Clearly, the type of joint venture has enabled us to accelerate our progress internationally quite significantly.
We added the new chapter asset recently.
So, it is a space that we will continue to look for opportunities in.
But, we are also going to be choice-full and value driven as we pursue and evaluate those opportunities.
Ali, on the glide path for mix, the developing-developed split is so much informed by foreign exchange.
There is a constant FX cost differential.
I would say that's -- I think we've talked before, probably a 3- to 5-year glide path; it's not overnight, but we will get there, just as we have in China, just as we have in Russia, just as we have in Saudi, and places where we've been operating for longer periods of time.
But how much of that actually gets to the bottom line is going to be a function of FX, which is why I hesitate to say definitively, it's going to be X period of time.
The second piece on skin care, we had a reasonably good quarter on both US skin care, which was up mid-single digits, and on US Pantene, which was also up mid-single digits.
We continue to have opportunity in Asia, and I wouldn't say that we've necessarily fully rounded the corner on either US skin care or US Pantene, but certainly are making significant progress.
Then, on Gillette mix, a large part of that is geographic, as you are probably well aware.
We have some category growth challenges in the US, so the size of that market is down, and that's the most profitable piece of the business.
That's something that as category leaders, we are responsible for managing and we are actively doing that.
We certainly like the position that we start from in that task.
We have 70% market share of the most profitable segment, huge levels of consumer loyalty, very high, especially relative to other participants in the category, net promoter scores.
We offer, really a significant value to consumers.
A man can use Gillette Fusion ProGlide for a cost of about $1 a week, and for that, he gets uncompromised quality from a brand that's spent over a century developing the best shaving products for men.
We have significant innovation coming to market in the shave care space as well, which help both market growth and mix going forward.
We have launched the body product that we talked about at CAGNY, and on the 29th of April, we will be revealing the next major innovation for Gillette.
And while I can't give details of that today, all of that will be revealed on the 29th.
What I can tell you, what men are telling us, which is that they prefer this product two to one, versus the world's best-selling razor currently.
So we are active in terms of managing the category challenge in the US, and are excited about some of the innovation that we are bringing to bear to do that.
Operator
Michael Steib with Credit Suisse.
Michael Steib - Analyst
Good morning, Jon.
You mentioned earlier that emerging market growth I think in the quarter was 5%, if I understood that correctly.

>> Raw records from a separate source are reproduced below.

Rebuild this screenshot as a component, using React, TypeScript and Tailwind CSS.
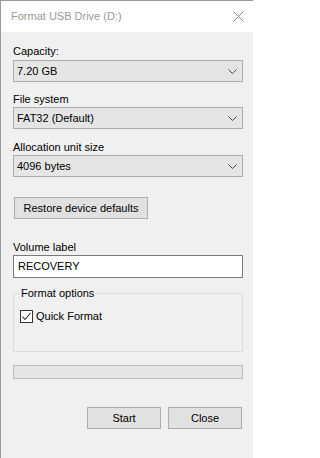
import React from "react";

function Chevron() {
  return (
    <svg width="9" height="5" viewBox="0 0 9 5" className="block">
      <polyline points="0.5,0.5 4.5,4.5 8.5,0.5" fill="none" stroke="#444" strokeWidth="1" />
    </svg>
  );
}

function Combo({ value }: { value: string }) {
  return (
    <div className="flex h-[22px] w-[230px] items-center justify-between border border-[#adadad] bg-[#e5e5e5] pl-[3px] pr-[5px]">
      <span className="leading-[16px]">{value}</span>
      <Chevron />
    </div>
  );
}

function Btn({ label, className }: { label: string; className?: string }) {
  return (
    <div
      className={
        "flex h-[22px] items-center justify-center border border-[#adadad] bg-[#e1e1e1] leading-[16px] " +
        (className ?? "")
      }
    >
      {label}
    </div>
  );
}

export default function App() {
  return (
    <div className="h-[458px] w-[253px] overflow-hidden border-l border-t border-[#9a9a9a] bg-[#f0f0f0] font-['Liberation_Sans',Arial,sans-serif] text-[11px] text-black">
      <div className="flex h-[31px] items-center justify-between bg-white pl-[10px] pr-[9px]">
        <span className="text-[11px] text-[#999999]">Format USB Drive (D:)</span>
        <svg width="11" height="11" viewBox="0 0 11 11" className="block">
          <line x1="0.5" y1="0.5" x2="10.5" y2="10.5" stroke="#888" strokeWidth="1" />
          <line x1="10.5" y1="0.5" x2="0.5" y2="10.5" stroke="#888" strokeWidth="1" />
        </svg>
      </div>
      <div className="flex flex-col pl-[12px]">
        <div className="mt-[11px] h-[16px] leading-[16px]">Capacity:</div>
        <div className="mt-[1px]">
          <Combo value="7.20 GB" />
        </div>
        <div className="mt-[9px] h-[16px] leading-[16px]">File system</div>
        <div>
          <Combo value="FAT32 (Default)" />
        </div>
        <div className="mt-[10px] h-[16px] leading-[16px]">Allocation unit size</div>
        <div>
          <Combo value="4096 bytes" />
        </div>
        <div className="mt-[20px] pl-[1px]">
          <Btn label="Restore device defaults" className="w-[134px]" />
        </div>
        <div className="mt-[20px] h-[16px] leading-[16px]">Volume label</div>
        <div className="flex h-[23px] w-[230px] items-center border border-[#7a7a7a] bg-white pl-[4px]">
          RECOVERY
        </div>
        <div className="relative mt-[15px] h-[59px] w-[230px] border border-[#dcdcdc]">
          <span className="absolute left-[6px] top-[-9px] bg-[#f0f0f0] px-[1px] leading-[16px]">
            Format options
          </span>
          <div className="absolute left-[6px] top-[14px] flex items-center">
            <div className="flex h-[13px] w-[13px] items-center justify-center border border-[#333333] bg-white">
              <svg width="11" height="11" viewBox="0 0 11 11" className="block">
                <polyline points="1.5,5.5 4,8.5 9.5,2" fill="none" stroke="#333" strokeWidth="1.1" />
              </svg>
            </div>
            <span className="ml-[3px] leading-[16px]">Quick Format</span>
          </div>
        </div>
        <div className="mt-[13px] h-[14px] w-[230px] border border-[#bcbcbc] bg-[#e6e6e6]" />
        <div className="mt-[28px] flex w-[230px] justify-end gap-[7px] pr-[1px]">
          <Btn label="Start" className="w-[74px]" />
          <Btn label="Close" className="w-[74px]" />
        </div>
      </div>
    </div>
  );
}
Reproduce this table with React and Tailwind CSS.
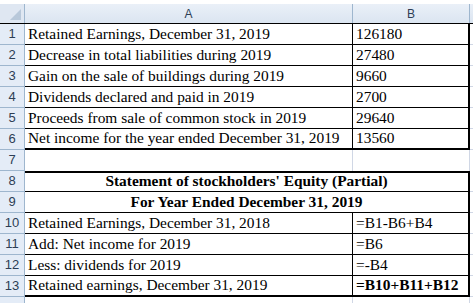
import React from 'react';

const serif = { fontFamily: '"Liberation Serif", "Times New Roman", serif' };

const rows = [
  { n: 1, a: 'Retained Earnings, December 31, 2019', b: '126180' },
  { n: 2, a: 'Decrease in total liabilities during 2019', b: '27480' },
  { n: 3, a: 'Gain on the sale of buildings during 2019', b: '9660' },
  { n: 4, a: 'Dividends declared and paid in 2019', b: '2700' },
  { n: 5, a: 'Proceeds from sale of common stock in 2019', b: '29640' },
  { n: 6, a: 'Net income for the year ended December 31, 2019', b: '13560', last: true },
];

const stmt = [
  { n: 10, a: 'Retained Earnings, December 31, 2018', b: '=B1-B6+B4' },
  { n: 11, a: 'Add: Net income for 2019', b: '=B6' },
  { n: 12, a: 'Less: dividends for 2019', b: '=-B4' },
  { n: 13, a: 'Retained earnings, December 31, 2019', b: '=B10+B11+B12', last: true, bold: true },
];

function RowNum({ n }) {
  return (
    <div className="w-[25px] shrink-0 flex items-center justify-center border-r border-b border-[#9eb6ce] bg-[#e4ecf7] text-[13px] text-[#2d3e55]" style={{ fontFamily: '"Liberation Sans", Arial, sans-serif' }}>
      {n}
    </div>
  );
}

function DataRow({ n, a, b, last, bold }) {
  const bottom = last ? 'border-b-2' : 'border-b';
  return (
    <div className="flex h-[21px]">
      <RowNum n={n} />
      <div className={`w-[328px] shrink-0 flex items-end pl-[3px] pb-[1px] border-r border-black ${bottom} text-[15.4px] leading-[18px] whitespace-nowrap overflow-hidden`} style={serif}>
        {a}
      </div>
      <div className={`w-[117px] shrink-0 flex items-end pl-[3px] pb-[1px] border-r-2 border-black ${bottom} text-[15.4px] leading-[18px] whitespace-nowrap ${bold ? 'font-bold' : ''}`} style={serif}>
        {b}
      </div>
      <div className="flex-1 border-b border-[#d0d7e5]" />
    </div>
  );
}

function TitleRow({ n, text, top }) {
  return (
    <div className="flex h-[21px]">
      <RowNum n={n} />
      <div className={`w-[445px] shrink-0 flex items-end justify-center pb-[1px] border-r-2 border-b border-black ${top ? 'border-t-2' : ''} text-[15.4px] leading-[18px] font-bold whitespace-nowrap`} style={serif}>
        {text}
      </div>
      <div className="flex-1 border-b border-[#d0d7e5]" />
    </div>
  );
}

export default function App() {
  return (
    <div className="w-[473px] h-[303px] overflow-hidden bg-white pt-[4px]">
      <div className="flex h-[20px] border-b border-black" style={{ fontFamily: '"Liberation Sans", Arial, sans-serif' }}>
        <div className="w-[25px] shrink-0 relative bg-[#dfe7f2] border-r border-[#9eb6ce]">
          <div className="absolute right-[3px] bottom-[3px] w-0 h-0 border-l-[11px] border-l-transparent border-b-[11px] border-b-[#b8c8da]" />
        </div>
        <div className="w-[328px] shrink-0 flex items-center justify-center bg-gradient-to-b from-[#eaf0f8] to-[#dbe5f1] border-r border-[#9eb6ce] text-[12px] text-[#2d3e55]">
          A
        </div>
        <div className="w-[117px] shrink-0 flex items-center justify-center bg-gradient-to-b from-[#eaf0f8] to-[#dbe5f1] border-r border-[#9eb6ce] text-[12px] text-[#2d3e55]">
          B
        </div>
        <div className="flex-1 bg-gradient-to-b from-[#eaf0f8] to-[#dbe5f1]" />
      </div>

      {rows.map((r) => (
        <DataRow key={r.n} {...r} />
      ))}

      <div className="flex h-[21px]">
        <RowNum n={7} />
        <div className="w-[328px] shrink-0 border-r border-[#d0d7e5]" />
        <div className="w-[117px] shrink-0 border-r border-[#d0d7e5]" />
        <div className="flex-1" />
      </div>

      <TitleRow n={8} text="Statement of stockholders' Equity (Partial)" top />
      <TitleRow n={9} text="For Year Ended December 31, 2019" />

      {stmt.map((r) => (
        <DataRow key={r.n} {...r} />
      ))}

      <div className="flex h-[21px]">
        <div className="w-[25px] shrink-0 border-r border-[#9eb6ce] bg-[#e4ecf7]" />
        <div className="w-[328px] shrink-0 border-r border-[#d0d7e5]" />
        <div className="w-[117px] shrink-0 border-r border-[#d0d7e5]" />
        <div className="flex-1" />
      </div>
    </div>
  );
}
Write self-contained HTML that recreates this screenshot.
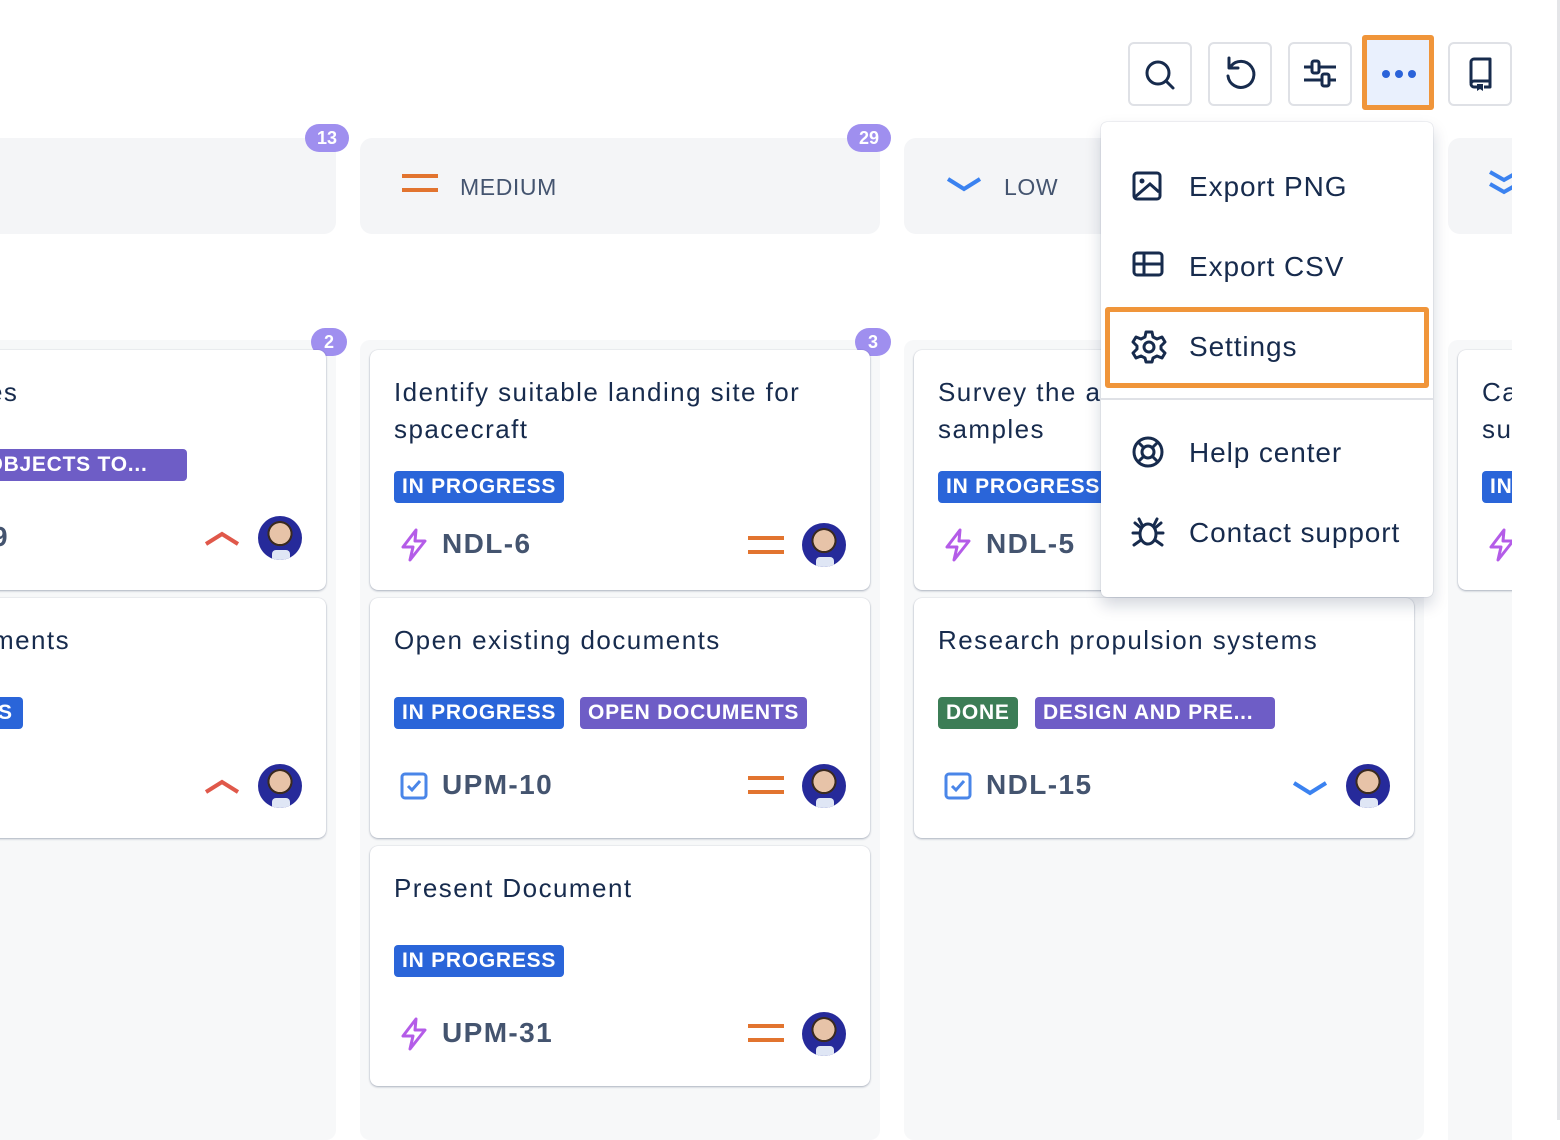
<!DOCTYPE html>
<html><head><meta charset="utf-8"><style>
*{box-sizing:border-box;margin:0;padding:0}
body{width:1560px;height:1120px;overflow:hidden;background:#fff;font-family:"Liberation Sans",Arial,sans-serif;color:#172b4d;position:relative}
.a{position:absolute}
.colbg{position:absolute;background:#f7f8f9;border-radius:10px}
.hdr{position:absolute;background:#f4f5f7;border-radius:12px;height:96px;top:138px}
.hl{position:absolute;top:174px;font-size:23px;color:#44546f;letter-spacing:.6px}
.badge{position:absolute;height:28px;min-width:44px;border-radius:14px;background:#9f8fef;color:#fff;font-weight:bold;font-size:18px;text-align:center;line-height:28px;padding:0 8px}
.card{position:absolute;background:#fff;border-radius:8px;box-shadow:0 1px 2px rgba(9,30,66,.3),0 0 1px rgba(9,30,66,.2);overflow:hidden}
.t{position:absolute;left:24px;font-size:26px;line-height:37px;color:#172b4d;white-space:nowrap;letter-spacing:1.45px}
.tag{position:absolute;height:32px;line-height:32px;border-radius:4px;color:#fff;font-weight:bold;font-size:21px;padding:0 8px;white-space:nowrap;letter-spacing:.75px}
.blue{background:#2a65d9}.purple{background:#6e5dc6}.green{background:#3c7d56}
.key{position:absolute;font-weight:bold;font-size:28px;color:#44546f;white-space:nowrap;letter-spacing:1.4px}
.av{position:absolute;width:44px;height:44px;border-radius:50%;background:radial-gradient(circle at 50% 40%,#e7c3a8 0 30%,#3a2a20 31% 36%,#262a9a 37%);overflow:hidden}
.av:after{content:"";position:absolute;left:14px;top:34px;width:18px;height:12px;background:#dfe6f5;border-radius:4px}
.btn{position:absolute;top:42px;width:64px;height:64px;border:2px solid #dfe1e6;border-radius:6px;background:#fff}
.mi{position:absolute;left:88px;font-size:28px;color:#172b4d;letter-spacing:.9px}
</style></head><body>

<div class="colbg" style="left:-20px;top:340px;width:356px;height:800px"></div>
<div class="colbg" style="left:360px;top:340px;width:520px;height:800px"></div>
<div class="colbg" style="left:904px;top:340px;width:520px;height:800px"></div>
<div class="colbg" style="left:1448px;top:340px;width:64px;height:800px;border-radius:10px 0 0 0"></div>

<div class="hdr" style="left:-20px;width:356px"></div>
<div class="hdr" style="left:360px;width:520px"></div>
<div class="hdr" style="left:904px;width:520px"></div>
<div class="hdr" style="left:1448px;width:64px;border-radius:12px 0 0 12px"></div>
<div class="a" style="left:402px;top:174px;width:36px;height:4px;background:#e2742f"></div>
<div class="a" style="left:402px;top:188px;width:36px;height:4px;background:#e2742f"></div>
<div class="hl" style="left:460px">MEDIUM</div>
<svg class="a" style="left:944px;top:174px" width="40" height="20"><path d="M4 5 L20 15 L36 5" stroke="#3b82f0" stroke-width="4" fill="none"/></svg>
<div class="hl" style="left:1004px">LOW</div>
<svg class="a" style="left:1488px;top:168px" width="24" height="32"><path d="M2 4 L16 12 L30 4 M2 16 L16 24 L30 16" stroke="#3b82f0" stroke-width="4" fill="none"/></svg>
<div class="badge" style="left:305px;top:124px">13</div>
<div class="badge" style="left:847px;top:124px">29</div>
<div class="badge" style="left:311px;top:328px;min-width:36px">2</div>
<div class="badge" style="left:855px;top:328px;min-width:36px">3</div>

<div class="card" style="left:-20px;top:350px;width:346px;height:240px">
 <div class="t" style="top:24px;left:8px">es</div>
 <div class="tag purple" style="left:-20px;top:99px;width:227px;padding-left:4px">D OBJECTS TO...</div>
 <div class="key" style="top:171px;left:12px">9</div>
 <svg class="a" style="left:222px;top:178px" width="40" height="20"><path d="M4 16 L20 6 L36 16" stroke="#e0584a" stroke-width="4" fill="none"/></svg>
 <div class="av" style="left:278px;top:166px"></div>
</div>
<div class="card" style="left:-20px;top:598px;width:346px;height:240px">
 <div class="t" style="top:24px;left:12px">ments</div>
 <div class="tag blue" style="left:10px;top:99px;padding:0 10px 0 8px">S</div>
 <svg class="a" style="left:222px;top:178px" width="40" height="20"><path d="M4 16 L20 6 L36 16" stroke="#e0584a" stroke-width="4" fill="none"/></svg>
 <div class="av" style="left:278px;top:166px"></div>
</div>

<div class="card" style="left:370px;top:350px;width:500px;height:240px">
 <div class="t" style="top:24px">Identify suitable landing site for<br>spacecraft</div>
 <div class="tag blue" style="left:24px;top:121px">IN PROGRESS</div>
 <svg class="a" style="left:28px;top:177px" width="32" height="36"><path d="M18 3 L5 20 H15 L12 33 L27 14 H17 Z" stroke="#b45ce8" stroke-width="3" fill="none" stroke-linejoin="round"/></svg>
 <div class="key" style="left:72px;top:178px">NDL-6</div>
 <div class="a" style="left:378px;top:186px;width:36px;height:4px;background:#e2742f"></div>
 <div class="a" style="left:378px;top:200px;width:36px;height:4px;background:#e2742f"></div>
 <div class="av" style="left:432px;top:173px"></div>
</div>
<div class="card" style="left:370px;top:598px;width:500px;height:240px">
 <div class="t" style="top:24px">Open existing documents</div>
 <div class="tag blue" style="left:24px;top:99px">IN PROGRESS</div>
 <div class="tag purple" style="left:210px;top:99px">OPEN DOCUMENTS</div>
 <svg class="a" style="left:30px;top:174px" width="28" height="28"><rect x="2" y="2" width="24" height="24" rx="3" stroke="#4a86e8" stroke-width="3" fill="none"/><path d="M8 14 L12 18 L20 9" stroke="#4a86e8" stroke-width="3" fill="none"/></svg>
 <div class="key" style="left:72px;top:171px">UPM-10</div>
 <div class="a" style="left:378px;top:178px;width:36px;height:4px;background:#e2742f"></div>
 <div class="a" style="left:378px;top:192px;width:36px;height:4px;background:#e2742f"></div>
 <div class="av" style="left:432px;top:166px"></div>
</div>
<div class="card" style="left:370px;top:846px;width:500px;height:240px">
 <div class="t" style="top:24px">Present Document</div>
 <div class="tag blue" style="left:24px;top:99px">IN PROGRESS</div>
 <svg class="a" style="left:28px;top:170px" width="32" height="36"><path d="M18 3 L5 20 H15 L12 33 L27 14 H17 Z" stroke="#b45ce8" stroke-width="3" fill="none" stroke-linejoin="round"/></svg>
 <div class="key" style="left:72px;top:171px">UPM-31</div>
 <div class="a" style="left:378px;top:178px;width:36px;height:4px;background:#e2742f"></div>
 <div class="a" style="left:378px;top:192px;width:36px;height:4px;background:#e2742f"></div>
 <div class="av" style="left:432px;top:166px"></div>
</div>

<div class="card" style="left:914px;top:350px;width:500px;height:240px">
 <div class="t" style="top:24px">Survey the area for rock<br>samples</div>
 <div class="tag blue" style="left:24px;top:121px">IN PROGRESS</div>
 <svg class="a" style="left:28px;top:177px" width="32" height="36"><path d="M18 3 L5 20 H15 L12 33 L27 14 H17 Z" stroke="#b45ce8" stroke-width="3" fill="none" stroke-linejoin="round"/></svg>
 <div class="key" style="left:72px;top:178px">NDL-5</div>
</div>
<div class="card" style="left:914px;top:598px;width:500px;height:240px">
 <div class="t" style="top:24px">Research propulsion systems</div>
 <div class="tag green" style="left:24px;top:99px">DONE</div>
 <div class="tag purple" style="left:121px;top:99px;width:240px">DESIGN AND PRE...</div>
 <svg class="a" style="left:30px;top:174px" width="28" height="28"><rect x="2" y="2" width="24" height="24" rx="3" stroke="#4a86e8" stroke-width="3" fill="none"/><path d="M8 14 L12 18 L20 9" stroke="#4a86e8" stroke-width="3" fill="none"/></svg>
 <div class="key" style="left:72px;top:171px">NDL-15</div>
 <svg class="a" style="left:376px;top:180px" width="40" height="20"><path d="M4 5 L20 15 L36 5" stroke="#3b82f0" stroke-width="4" fill="none"/></svg>
 <div class="av" style="left:432px;top:166px"></div>
</div>

<div class="card" style="left:1458px;top:350px;width:80px;height:240px;border-radius:8px 0 0 8px">
 <div class="t" style="top:24px">Ca<br>su</div>
 <div class="tag blue" style="left:24px;top:121px">IN</div>
 <svg class="a" style="left:28px;top:177px" width="32" height="36"><path d="M18 3 L5 20 H15 L12 33 L27 14 H17 Z" stroke="#b45ce8" stroke-width="3" fill="none" stroke-linejoin="round"/></svg>
</div>
<div class="a" style="left:1512px;top:0;width:48px;height:1120px;background:#fff"></div>
<div class="a" style="left:1557px;top:0;width:3px;height:1120px;background:#e4e5e8"></div>

<div class="btn" style="left:1128px"><svg width="60" height="60"><circle cx="28" cy="29" r="11" stroke="#172b4d" stroke-width="3" fill="none"/><path d="M36 37 L43 44" stroke="#172b4d" stroke-width="3" stroke-linecap="round"/></svg></div>
<div class="btn" style="left:1208px"><svg width="60" height="60"><path d="M21 22 A13 13 0 1 1 18 32" stroke="#172b4d" stroke-width="3" fill="none" stroke-linecap="round"/><path d="M19 14 L19 24 L28 24" stroke="#172b4d" stroke-width="3" fill="none" stroke-linecap="round" stroke-linejoin="round"/></svg></div>
<div class="btn" style="left:1288px"><svg width="60" height="60"><path d="M14 23 H46 M14 36 H46" stroke="#172b4d" stroke-width="3"/><rect x="22" y="17" width="7" height="12" rx="2" fill="#fff" stroke="#172b4d" stroke-width="3"/><rect x="32" y="30" width="7" height="12" rx="2" fill="#fff" stroke="#172b4d" stroke-width="3"/></svg></div>
<div class="a" style="left:1362px;top:35px;width:72px;height:75px;border:5px solid #f0953a;border-radius:3px;background:#e9f0fd"><svg width="62" height="65"><circle cx="19" cy="34" r="4" fill="#2b63d9"/><circle cx="32" cy="34" r="4" fill="#2b63d9"/><circle cx="45" cy="34" r="4" fill="#2b63d9"/></svg></div>
<div class="btn" style="left:1448px"><svg width="60" height="60"><path d="M21 39 V18 A3 3 0 0 1 24 15 H40 V37 H24 A3 3 0 0 0 21 40 A3 3 0 0 0 24 43 H27 M34 43 H40 V37" stroke="#172b4d" stroke-width="3" fill="none" stroke-linejoin="round"/><path d="M27 40 V47 L30 45 L33 47 V40 Z" fill="#172b4d"/></svg></div>

<div class="a" style="left:1101px;top:122px;width:332px;height:475px;background:#fff;border-radius:6px;box-shadow:0 8px 16px rgba(9,30,66,.18),0 0 1px rgba(9,30,66,.35)">
 <svg class="a" style="left:30px;top:48px" width="34" height="34"><rect x="3" y="3" width="26" height="26" rx="3" stroke="#172b4d" stroke-width="3" fill="none"/><circle cx="11" cy="11" r="2.5" fill="#172b4d"/><path d="M4 27 L19 14 L28 22" stroke="#172b4d" stroke-width="3" fill="none"/></svg>
 <div class="mi" style="top:49px">Export PNG</div>
 <svg class="a" style="left:30px;top:128px" width="36" height="30"><rect x="3" y="3" width="28" height="22" rx="3" stroke="#172b4d" stroke-width="3" fill="none"/><path d="M3 14 H31 M13 3 V25" stroke="#172b4d" stroke-width="3"/></svg>
 <div class="mi" style="top:129px">Export CSV</div>
 <div class="a" style="left:4px;top:185px;width:324px;height:81px;border:5px solid #f0953a;border-radius:3px"></div>
 <svg class="a" style="left:30px;top:207px" width="36" height="36"><path d="M15 3 H21 L22 8 L26 10 L31 8 L34 13 L30 17 V20 L34 24 L31 29 L26 27 L22 29 L21 33 H15 L14 29 L10 27 L5 29 L2 24 L6 20 V17 L2 13 L5 8 L10 10 L14 8 Z" stroke="#172b4d" stroke-width="3" fill="none" stroke-linejoin="round"/><circle cx="18" cy="18" r="5" stroke="#172b4d" stroke-width="3" fill="none"/></svg>
 <div class="mi" style="top:209px">Settings</div>
 <div class="a" style="left:0;top:276px;width:332px;height:2px;background:#dfe1e6"></div>
 <svg class="a" style="left:30px;top:313px" width="36" height="36"><circle cx="17" cy="17" r="14" stroke="#172b4d" stroke-width="3" fill="none"/><circle cx="17" cy="17" r="6" stroke="#172b4d" stroke-width="3" fill="none"/><path d="M7 7 L13 13 M27 7 L21 13 M7 27 L13 21 M27 27 L21 21" stroke="#172b4d" stroke-width="3"/></svg>
 <div class="mi" style="top:315px">Help center</div>
 <svg class="a" style="left:30px;top:393px" width="36" height="36"><ellipse cx="17" cy="19" rx="8" ry="10" stroke="#172b4d" stroke-width="3" fill="none"/><path d="M11 10 L8 4 M23 10 L26 4 M2 18 H9 M25 18 H32 M3 30 L10 25 M31 30 L24 25 M4 8 L10 13 M30 8 L24 13" stroke="#172b4d" stroke-width="3" stroke-linecap="round"/></svg>
 <div class="mi" style="top:395px">Contact support</div>
</div>
</body></html>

From memory, I think it was 8% in the last quarter.
Could you just tell us where you are seeing most of that -- the majority of that slowdown, please?
On that note, could also provide us an update on the growth that you are seeing in China, please?
Jon Moeller - CFO
Well, China continues to be a very attractive market; we've grown that business 50% over the last three years.
Quarter to quarter, there can be some chop, but it continues to be a very attractive market for us.
Market growth, in general, in developing markets, has slowed by 1 to 2 points over the last six months, and that's what explains most of the slowdown that I mentioned in our developing market business.
Fiscal year to date, we are high singles, call it 7%, and so the 5% is 2 points lower than that.
If you look at share as a measure of whether we are holding or losing ground, we built share in Brazil by more than 0.5 points.
We've built share now there for 22 consecutive quarters.
We built share in India, where we've grown double digits now for 47 consecutive quarters.
We built a modest amount of share in Russia.
China, frankly, is very hard to read shares at the moment.
There is a significant channel ship that's occurring, for instance, to e-commerce, where we are doing very well from a share point, but which Nielsen doesn't measure.
We have wholesalers that are shifting from Nielsen-measured retailers, as their source of volume, to non-Nielsen measured distributors.
So, it's a bit complex.
Again, it's a business we feel good about.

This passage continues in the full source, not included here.